Jean-Francois Millet

French (1814 - 1875)
Jean-Francois Millet A Shepherdess Unknown

Biography

Born 1814
Died 1875
Nationality French

Born into a prosperous peasant family, Millet enjoyed a good education before being apprenticed to a painter in Cherbourg in 1833. In 1837 he was sent to Paris, and entered the Ecole des Beaux-Arts as the pupil of the famous history painter Paul Delaroche (1797-1856). Dissatisfied with academic painting, Millet developed his own style, focusing on countryside scenes and rural labourers. Millet’s art was rooted in the Normandy of his childhood.
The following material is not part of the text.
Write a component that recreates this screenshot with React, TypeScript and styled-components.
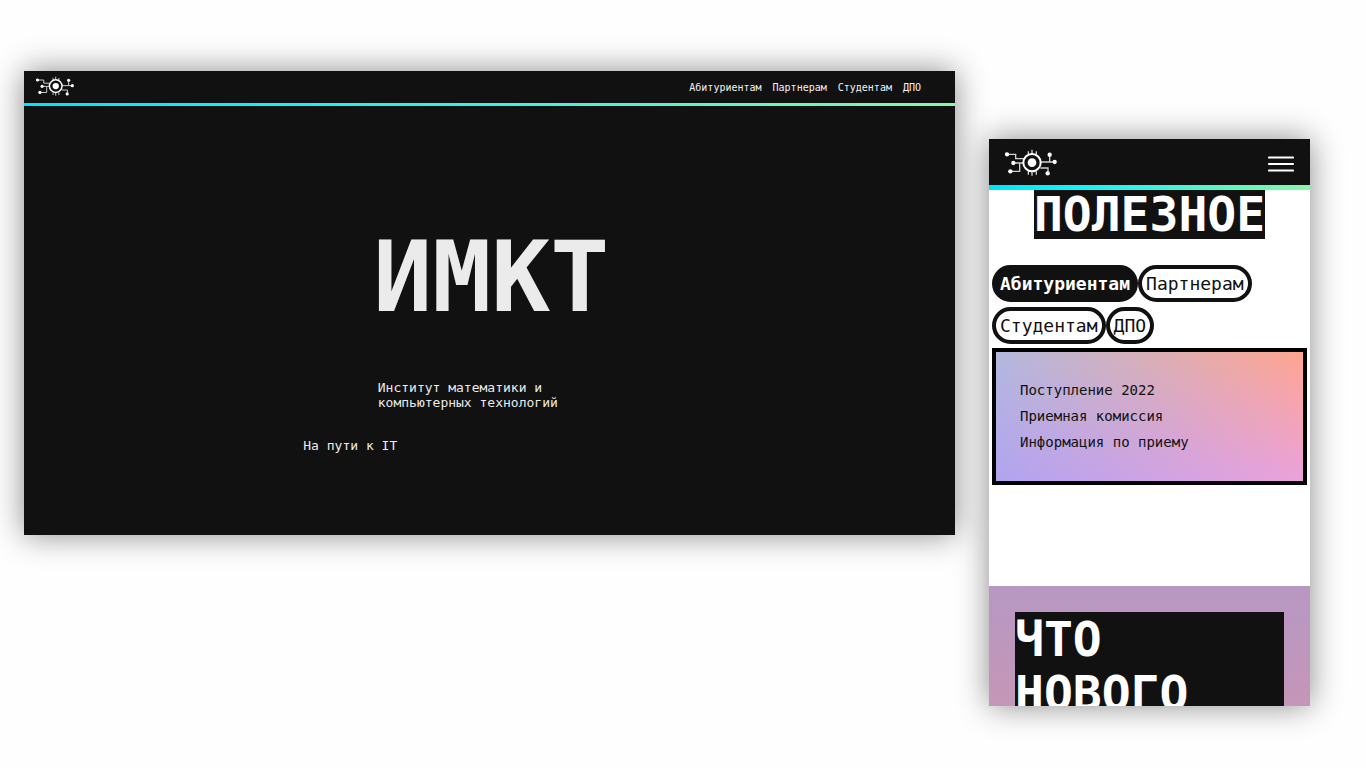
import React, { useState } from "react";
import styled, { createGlobalStyle } from "styled-components";

const GlobalStyle = createGlobalStyle`
  *, *::before, *::after { box-sizing: border-box; }
  body {
    margin: 0;
    background: #fefefe;
    font-family: "DejaVu Sans Mono", "Liberation Mono", monospace;
  }
  h1, h2, p, ul { margin: 0; padding: 0; }
  a { color: inherit; text-decoration: none; }
`;

const ink = "#111111";
const accent = "linear-gradient(90deg, #00e4fd, #13f0f8 25%, #88f7a8)";

const Showcase = styled.main`
  display: grid;
  grid-template-columns: 931fr 321fr;
  gap: 34px;
  align-items: start;
  padding: 71px 56px 62px 24px;
`;

const Screen = styled.section<{ $ratio: string; $top?: number }>`
  aspect-ratio: ${(p) => p.$ratio};
  margin-top: ${(p) => p.$top ?? 0}px;
  overflow: hidden;
  box-shadow: 0 0 30px rgba(0, 0, 0, 0.46);
`;

const DesktopScreen = styled(Screen)`
  background: ${ink};
  color: #ebebeb;
`;

const PhoneScreen = styled(Screen)`
  background: #ffffff;
  color: ${ink};
`;

const TopBar = styled.header<{ $height: number; $pad: string }>`
  display: flex;
  align-items: center;
  justify-content: space-between;
  height: ${(p) => p.$height}px;
  padding: ${(p) => p.$pad};
  background: ${ink};
`;

const AccentLine = styled.div<{ $size: number }>`
  height: ${(p) => p.$size}px;
  background: ${accent};
`;

const LogoLink = styled.a`
  display: block;
  line-height: 0;
`;

const Nav = styled.nav`
  display: flex;
  gap: 11px;
  padding-top: 4px;
  font-size: 10px;
  line-height: 16px;
  color: #f2f2f2;
`;

const Hero = styled.div`
  padding-top: 121px;
`;

const HeroTitle = styled.h1`
  padding-left: 37.5%;
  font-size: 98px;
  line-height: 100px;
  font-weight: 700;
`;

const HeroText = styled.p`
  margin-top: 53px;
  padding-left: 38%;
  font-size: 13px;
  line-height: 15px;
`;

const Motto = styled.p`
  padding: 28px 0 0 30%;
  font-size: 13px;
  line-height: 15px;
`;

const MenuButton = styled.button`
  display: flex;
  padding: 4px 0 0;
  border: 0;
  background: none;
  color: #ffffff;
`;

const Useful = styled.div`
  display: flex;
  flex-direction: column;
  padding: 0 3px 101px;
`;

const SectionTitle = styled.h2`
  align-self: center;
  background: ${ink};
  color: #ffffff;
  font-size: 48px;
  line-height: 49px;
  font-weight: 700;
`;

const Tabs = styled.div`
  display: flex;
  flex-wrap: wrap;
  row-gap: 5px;
  margin: 26px 0 4px;
`;

const Tab = styled.button<{ $active: boolean }>`
  height: 37px;
  padding: 0 4px;
  border: 4px solid ${ink};
  border-radius: 19px;
  background: ${(p) => (p.$active ? ink : "#ffffff")};
  color: ${(p) => (p.$active ? "#ffffff" : ink)};
  font-family: inherit;
  font-size: 18px;
  line-height: 24px;
  font-weight: ${(p) => (p.$active ? 700 : 400)};
`;

const LinkPanel = styled.div`
  position: relative;
  padding: 25px 24px 26px;
  border: 4px solid #000000;
  background: linear-gradient(90deg, #b2a4f0, #eba2dc);

  &::before {
    content: "";
    position: absolute;
    inset: 0;
    background: linear-gradient(90deg, #b3b8de, #ffa58f);
    mask-image: linear-gradient(#000000, transparent);
  }
`;

const LinkList = styled.ul`
  position: relative;
  list-style: none;
  font-size: 14px;
  line-height: 26px;
`;

const News = styled.div`
  padding: 26px;
  background: linear-gradient(#b798c3, #c596b7 120px);
`;

const NewsTitle = styled.h2`
  background: ${ink};
  color: #ffffff;
  font-size: 48px;
  line-height: 54px;
  font-weight: 700;
`;

const Logo = ({ width, height }: { width: number; height: number }) => (
  <svg width={width} height={height} viewBox="16 9 156 81" role="img" aria-label="ИМКТ">
    <g fill="none" stroke="#d0d0d0" strokeWidth="4">
      <path d="M22 25H48V38H72M40 51H70M32 76H60V52M122 48H164M150 26V48M122 66H145V81" />
      <path d="M86 16V26M97 11V24M110 16V26M86 76V86M97 78V89M110 76V86" />
    </g>
    <circle cx="97" cy="50" r="26" fill="#111111" stroke="#ffffff" strokeWidth="6" />
    <g fill="#ffffff">
      <circle cx="97" cy="50" r="13" />
      <circle cx="22" cy="25" r="6.5" />
      <circle cx="41" cy="51" r="6.5" />
      <circle cx="32" cy="76" r="6.5" />
      <circle cx="150" cy="26" r="6.5" />
      <circle cx="165" cy="48" r="6.5" />
      <circle cx="144" cy="82" r="6.5" />
    </g>
  </svg>
);

const MenuIcon = () => (
  <svg width="26" height="16" viewBox="0 0 26 16" aria-hidden="true">
    <path d="M1 1.5H25M1 8H25M1 14.5H25" stroke="currentColor" strokeWidth="2.2" strokeLinecap="round" />
  </svg>
);

const audiences = ["Абитуриентам", "Партнерам", "Студентам", "ДПО"];
const links = ["Поступление 2022", "Приемная комиссия", "Информация по приему"];

export default function App() {
  const [active, setActive] = useState(audiences[0]);

  return (
    <>
      <GlobalStyle />
      <Showcase>
        <DesktopScreen $ratio="931 / 464">
          <TopBar $height={32} $pad="0 34px 2px 12px">
            <LogoLink href="#">
              <Logo width={38} height={20} />
            </LogoLink>
            <Nav>
              {audiences.map((name) => (
                <a href="#" key={name}>{name}</a>
              ))}
            </Nav>
          </TopBar>
          <AccentLine $size={3} />
          <Hero>
            <HeroTitle>ИМКТ</HeroTitle>
            <HeroText>
              Институт математики и<br />
              компьютерных технологий
            </HeroText>
          </Hero>
          <Motto>На пути к IT</Motto>
        </DesktopScreen>

        <PhoneScreen $ratio="321 / 567" $top={68}>
          <TopBar $height={46} $pad="0 16px 0 16px">
            <LogoLink href="#">
              <Logo width={52} height={27} />
            </LogoLink>
            <MenuButton type="button" aria-label="Меню">
              <MenuIcon />
            </MenuButton>
          </TopBar>
          <AccentLine $size={5} />
          <Useful>
            <SectionTitle>ПОЛЕЗНОЕ</SectionTitle>
            <Tabs role="tablist">
              {audiences.map((name) => (
                <Tab
                  key={name}
                  type="button"
                  role="tab"
                  aria-selected={name === active}
                  $active={name === active}
                  onClick={() => setActive(name)}
                >
                  {name}
                </Tab>
              ))}
            </Tabs>
            <LinkPanel role="tabpanel" aria-label={active}>
              <LinkList>
                {links.map((text) => (
                  <li key={text}><a href="#">{text}</a></li>
                ))}
              </LinkList>
            </LinkPanel>
          </Useful>
          <News>
            <NewsTitle>
              ЧТО<br />НОВОГО
            </NewsTitle>
          </News>
        </PhoneScreen>
      </Showcase>
    </>
  );
}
Although he was associated with the Barbizon School painters, he concentrated more on figures than landscape painting. His rural scenes are often classically composed and bathed in a nostalgic golden light. Despite his often idealised view of the peasantry, Millet’s pictures contain a wealth of realistic detail.

Glossary terms

  • The Barbizon School were an informal group of artists who were active between about 1830-1870. They would gather to paint in the forest of Fontainebleau near the village of Barbizon, a name which later historians used to refer to them.

  • A group of Dutch, realist painters working in The Hague in the second half of the nineteenth century, painting in subdued colours to convey the atmosphere and impression of moment in their works. Members included Anton Mauve, Johannes Bosboom, Joseph Israels, Jacob Maris, and his brothers Matthijs and Willem.